Johannesburg, 05 Jan 2016
Anne Frank became one of the most famous victims of the Holocaust when her diary was posthumously discovered and published in the 1940s.
Anne Frank became one of the most famous victims of the Holocaust when her diary was posthumously discovered and published in the 1940s.

Anne Frank's iconic diary, published as The Diary of a Young Girl, is being publicly shared online after its copyright expired on 1 January 2016 under European law.

European copyright law states that a book becomes public domain on the first day of January occurring 70 years after the author's death. Frank died in February 1945 in Bergen-Belsen concentration camp in Nazi Germany, which means her diary can now be legally regarded as public domain.

People who have accordingly published the book online include Olivier Ertzscheid, a lecturer at the University of Nantes, France, and French MP Isabelle Attard.

Legal dispute

Yet the Anne Frank Fund, a Swiss charity founded by Anne Frank's father, Otto Frank, who made the fund his universal heir, disputes that the diary cannot yet be legally regarded as public domain.

The fund argues that The Diary of a Young Girl is a posthumous work, for which copyright extends 50 years past the publication date. While the diary was first published in 1947, different editions of the book - for example, different translations into other languages from its original Dutch - have later publication dates.
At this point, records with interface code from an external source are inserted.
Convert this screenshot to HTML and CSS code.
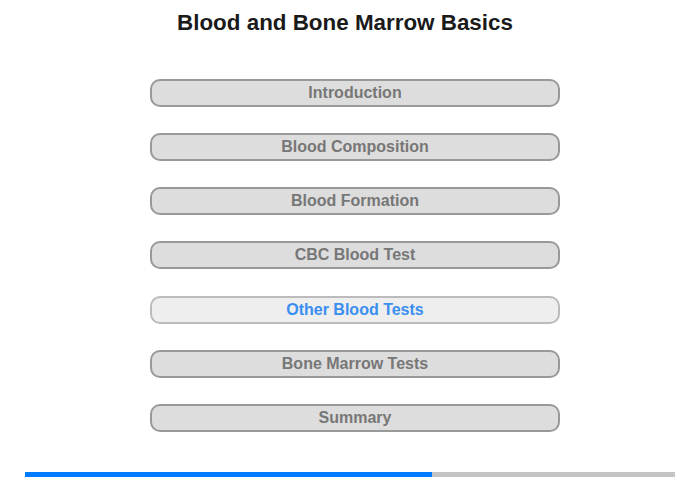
FILE: index.html
```html
<!DOCTYPE html>
<html>
<head>
<meta charset="utf-8">
<link rel="stylesheet" href="styles.css">
</head>
<body>
<div class="page">
  <h1 class="title">Blood and Bone Marrow Basics</h1>
  <nav class="menu">
    <div class="btn">Introduction</div>
    <div class="btn">Blood Composition</div>
    <div class="btn">Blood Formation</div>
    <div class="btn">CBC Blood Test</div>
    <div class="btn active">Other Blood Tests</div>
    <div class="btn">Bone Marrow Tests</div>
    <div class="btn">Summary</div>
  </nav>
  <div class="progress"><div class="fill" style="width:407px"></div></div>
</div>
</body>
</html>
```
FILE: styles.css
```css
html, body { margin: 0; padding: 0; background: #fff; }
body { font-family: "Liberation Sans", Arial, sans-serif; }
.page { width: 700px; height: 480px; position: relative; }
.title {
  margin: 0;
  padding-top: 10px;
  width: 690px;
  text-align: center;
  font-size: 22.4px;
  line-height: 26px;
  font-weight: bold;
  color: #1a1a1a;
}
.menu {
  margin-top: 43px;
  margin-left: 150px;
  width: 410px;
  display: flex;
  flex-direction: column;
  gap: 26.17px;
}
.btn {
  box-sizing: border-box;
  height: 28px;
  border: 2px solid #999;
  border-radius: 10px;
  background: #ddd;
  color: #777;
  font-weight: bold;
  font-size: 16px;
  line-height: 24px;
  text-align: center;
}
.btn.active {
  background: #eee;
  border-color: #bbb;
  color: #3a8ef0;
}
.progress {
  margin-top: 40px;
  margin-left: 25px;
  width: 650px;
  height: 5px;
  background: #c4c4c4;
}
.fill { height: 5px; background: #007bff; }
```
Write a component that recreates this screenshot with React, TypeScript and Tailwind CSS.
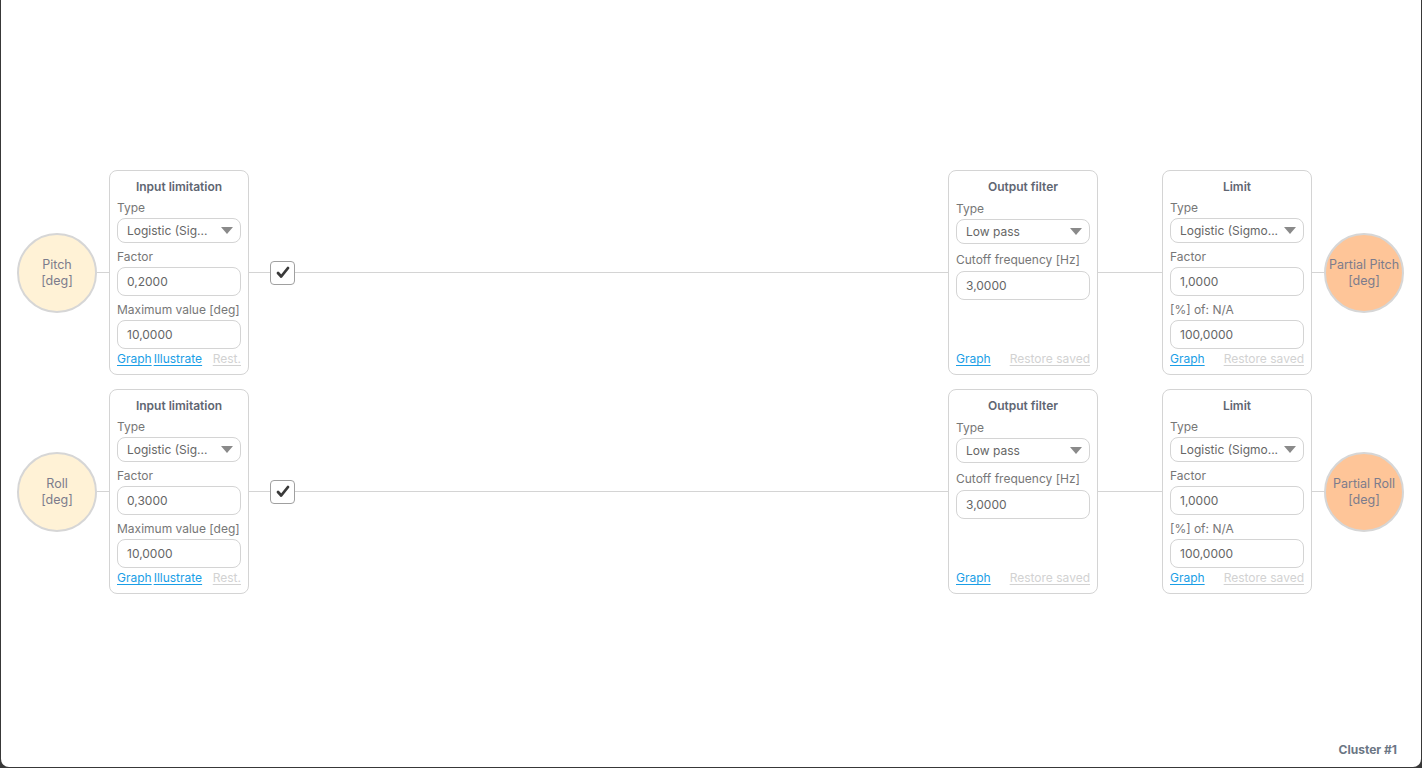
import React from 'react';

type Field = { label: string; value: string; select?: boolean };

type CardProps = {
    title: string;
    width: string;
    fields: Field[];
    links: string[];
    restore: string;
    spread?: boolean;
};

const Arrow = () => (
    <svg width="12" height="7" viewBox="0 0 12 7" className="shrink-0">
        <path d="M0 0 L12 0 L6 7 Z" fill="#8a8a8a" />
    </svg>
);

const Card: React.FC<CardProps> = ({ title, width, fields, links, restore, spread }) => (
    <div className={`${width} h-[205px] shrink-0 flex flex-col rounded-lg border border-[#d4d4d4] bg-white px-[7px] pt-[8px] pb-[7px]`}>
        <div className="text-center text-[12px] font-semibold leading-[16px] text-[#5f6672]">{title}</div>
        <div className="flex flex-col">
            {fields.map((f, i) => {
                // the output filter spaces its fields a little wider
                const labelGap = i === 0 ? (spread ? 'mt-[5px]' : 'mt-[4px]') : spread ? 'mt-[7px]' : 'mt-[5px]';
                const ctrlGap = spread && i > 0 ? 'mt-[2px]' : 'mt-[1px]';
                return (
                    <div key={f.label} className="flex flex-col">
                        <div className={`${labelGap} text-[12px] leading-[18px] text-[#777] whitespace-nowrap`}>{f.label}</div>
                        {f.select ? (
                            <div className={`${ctrlGap} flex h-[25px] items-center justify-between rounded-lg border border-[#d4d4d4] pl-[9px] pr-[7px] text-[12px] text-[#666]`}>
                                <span className="whitespace-nowrap">{f.value}</span>
                                <Arrow />
                            </div>
                        ) : (
                            <div className={`${ctrlGap} flex h-[29px] items-center rounded-lg border border-[#d4d4d4] pl-[9px] text-[12px] text-[#666]`}>
                                {f.value}
                            </div>
                        )}
                    </div>
                );
            })}
        </div>
        <div className="mt-auto flex items-center justify-between text-[12px] leading-[16px]">
            <div className="flex gap-[2px]">
                {links.map((l) => (
                    <span key={l} className="text-[#1a9ee6] underline underline-offset-2">{l}</span>
                ))}
            </div>
            <span className="text-[#d2d2d2] underline underline-offset-2">{restore}</span>
        </div>
    </div>
);

const Circle: React.FC<{ lines: string[]; tone: 'in' | 'out' }> = ({ lines, tone }) => (
    <div
        className={`w-[80px] h-[80px] shrink-0 rounded-full border-2 border-[#d6d6d6] flex flex-col items-center justify-center text-[12.5px] leading-[16px] text-[#7c7c8c] ${tone === 'in' ? 'bg-[#fff2d6]' : 'bg-[#fec598]'}`}
    >
        {lines.map((l) => (
            <span key={l} className="whitespace-nowrap">{l}</span>
        ))}
    </div>
);

const Line: React.FC<{ w: string }> = ({ w }) => <div className={`${w} h-px bg-[#d4d4d4]`} />;

const Check = () => (
    <div className="w-[25px] h-[24px] shrink-0 rounded-[4px] border border-[#a0a0a0] bg-white flex items-center justify-center">
        <svg width="14" height="13" viewBox="0 0 14 13">
            <path d="M2 7 L5.2 10.5 L12 2" fill="none" stroke="#3a3a3a" strokeWidth="2.8" strokeLinecap="round" strokeLinejoin="round" />
        </svg>
    </div>
);

const Row: React.FC<{ name: string; factor: string }> = ({ name, factor }) => (
    <div className="flex items-center">
        <Circle lines={[name, '[deg]']} tone="in" />
        <Line w="w-[12px]" />
        <Card
            title="Input limitation"
            width="w-[140px]"
            fields={[
                { label: 'Type', value: 'Logistic (Sig...', select: true },
                { label: 'Factor', value: factor },
                { label: 'Maximum value [deg]', value: '10,0000' },
            ]}
            links={['Graph', 'Illustrate']}
            restore="Rest."
        />
        <Line w="w-[21px]" />
        <Check />
        <div className="flex-1 h-px bg-[#d4d4d4]" />
        <Card
            title="Output filter"
            width="w-[150px]"
            fields={[
                { label: 'Type', value: 'Low pass', select: true },
                { label: 'Cutoff frequency [Hz]', value: '3,0000' },
            ]}
            links={['Graph']}
            restore="Restore saved"
            spread
        />
        <Line w="w-[64px]" />
        <Card
            title="Limit"
            width="w-[150px]"
            fields={[
                { label: 'Type', value: 'Logistic (Sigmo...', select: true },
                { label: 'Factor', value: '1,0000' },
                { label: '[%] of: N/A', value: '100,0000' },
            ]}
            links={['Graph']}
            restore="Restore saved"
        />
        <Line w="w-[12px]" />
        <Circle lines={[`Partial ${name}`, '[deg]']} tone="out" />
    </div>
);

export default function App() {
    return (
        <div className="h-[768px] w-full bg-[#383838] px-px pb-px" style={{ fontFamily: 'Inter, "Noto Sans", sans-serif' }}>
            <div className="relative h-full w-full rounded-b-lg bg-white">
                <div className="flex flex-col gap-[14px] pt-[170px] pl-[16px] pr-[17px]">
                    <Row name="Pitch" factor="0,2000" />
                    <Row name="Roll" factor="0,3000" />
                </div>
                <div className="absolute right-[24px] bottom-[8px] text-[12px] font-bold text-[#6b7684]">Cluster #1</div>
            </div>
        </div>
    );
}
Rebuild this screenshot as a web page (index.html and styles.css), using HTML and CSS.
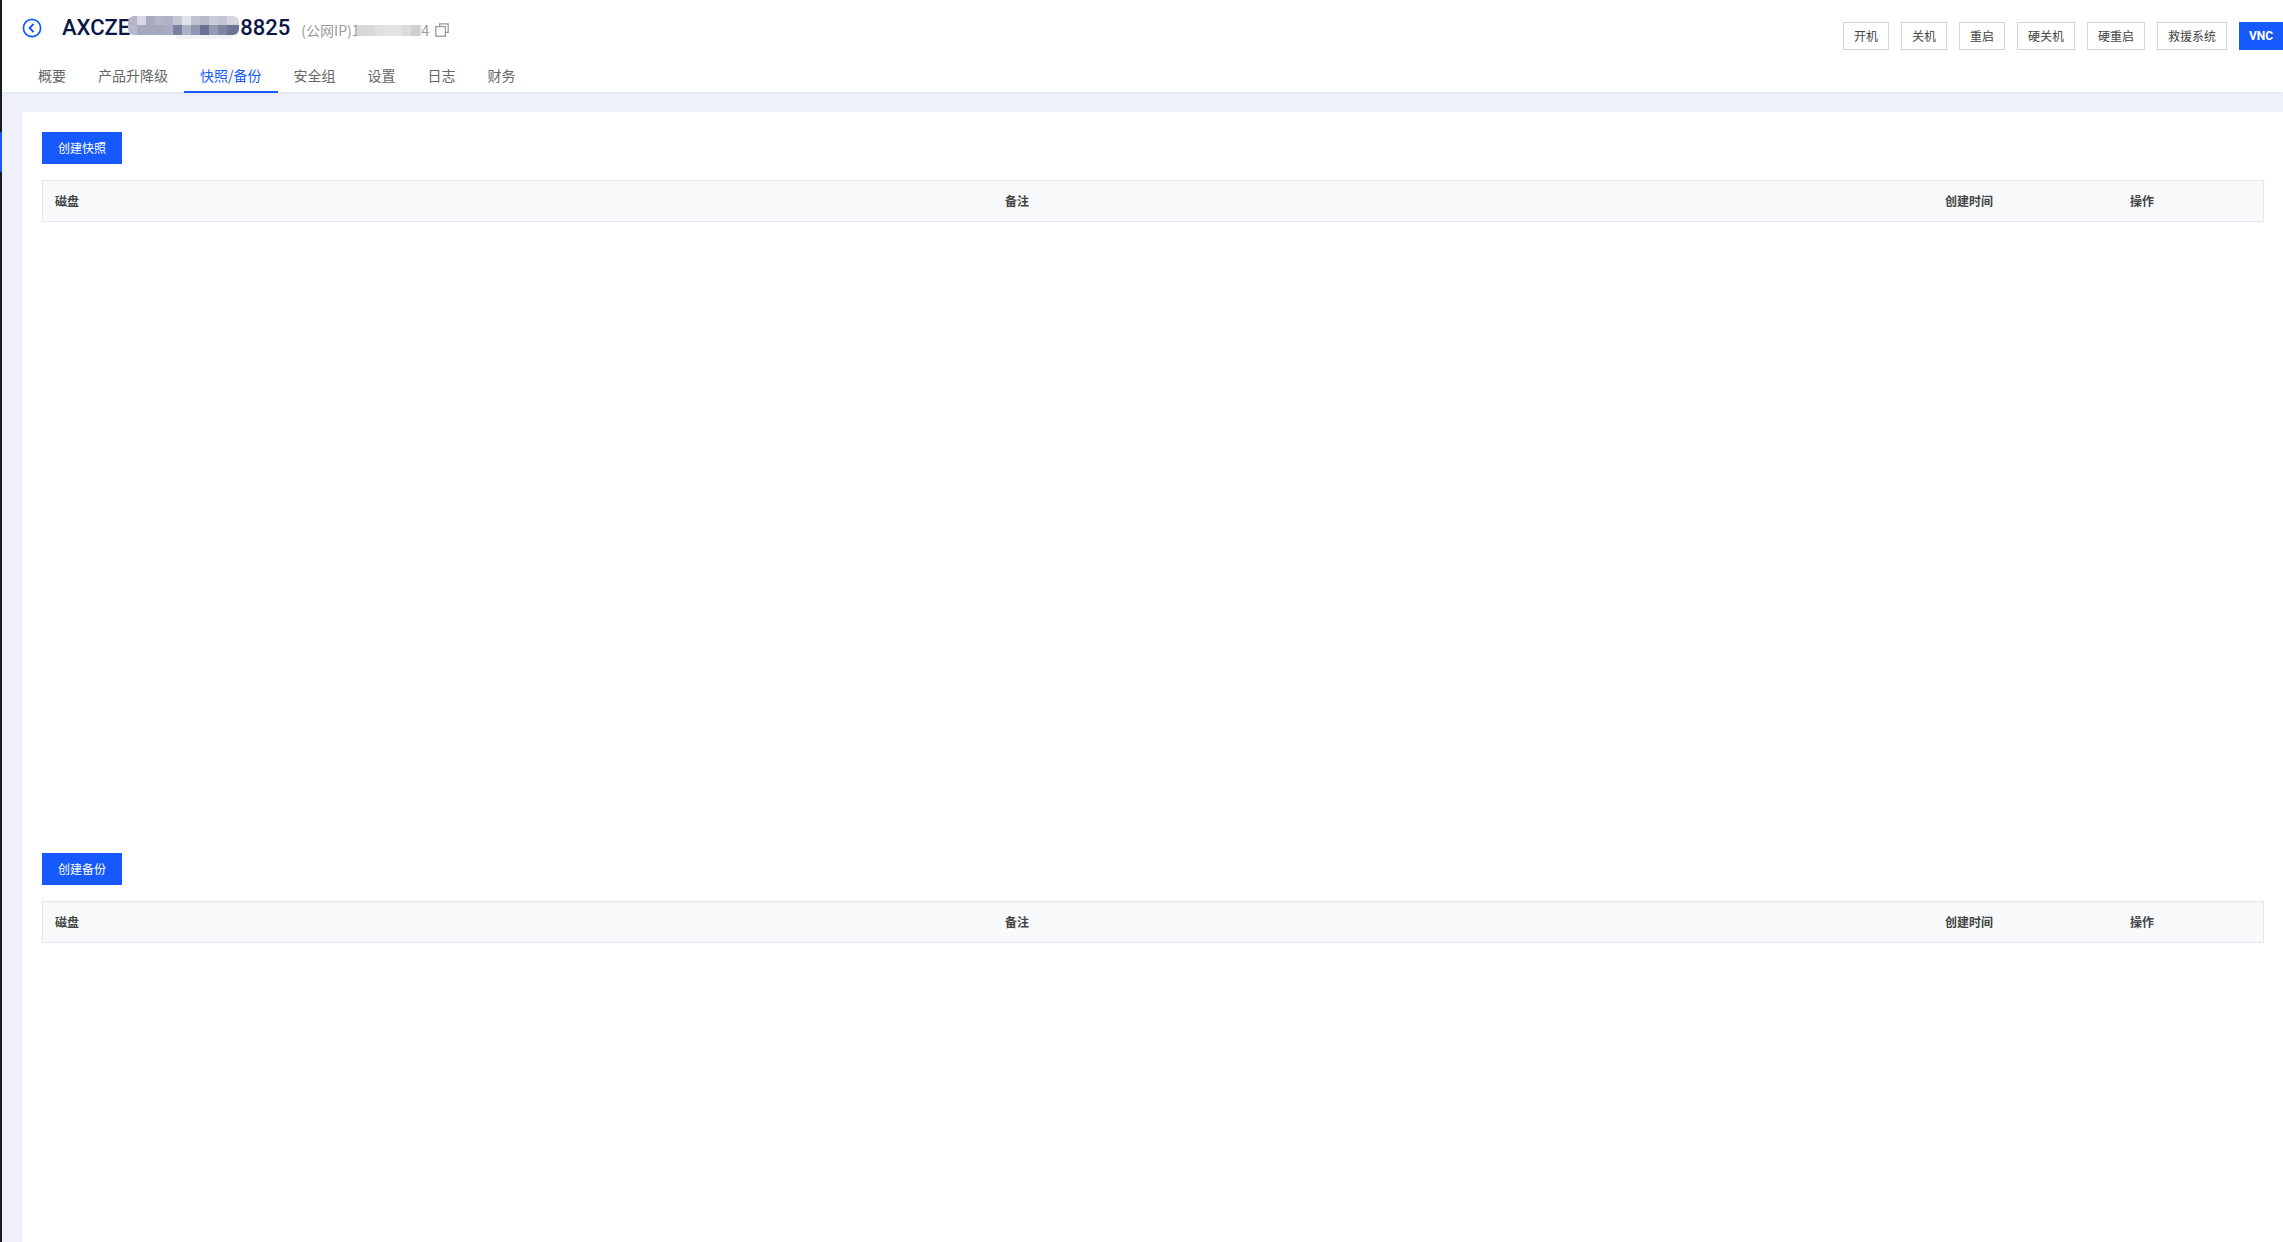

The Dutch State Institute for War Documentation published a version of the book in 1986, which would be under copyright until at least 2037.

The charity also argues that Otto Frank, who died in 1980, did so much work vetting the diary for publication that he "earned his own copyright", which would only expire in 2051. It also notes that an alternative version of the diary was compiled by Mirjam Pressler, who "did the same as Otto Frank and is alive and well", in 1991.

On 23 December 2015, a civil court in Amsterdam - where Anne Frank and her family lived from 1934 until they were captured by the Nazis in 1944 - confirmed that permission from the Anne Frank Fund remains necessary in publishing the diary.

'Long live the Public Domain'

Yet while The Diary of a Young Girl does not yet fall into the public domain, its original text may be copied for academic research, said the Amsterdam court, despite requests from the Anne Frank Fund to ban copying and publishing the original diary for academic research.

"The fund would appear to be claiming the right to determine what sort of scientific research takes place and that right is not protected by copyright laws," ruled the court.

Het Achterhuis, the original Dutch publication of Anne Frank's diary, was downloadable on Attard's Web site under the heading "Long live Anne Frank, long live the Public Domain" (Vive Anne Frank, vive le Domaine Public").

Attard has critiqued the Anne Frank Fund for acting out of financial interest in fighting to extend the diary's copyright.

"Fighting the 'privatisation of knowledge'... is entirely valid," says Attard. "The creation of content is "worth gold and Google, Amazon & Co know this perfectly well."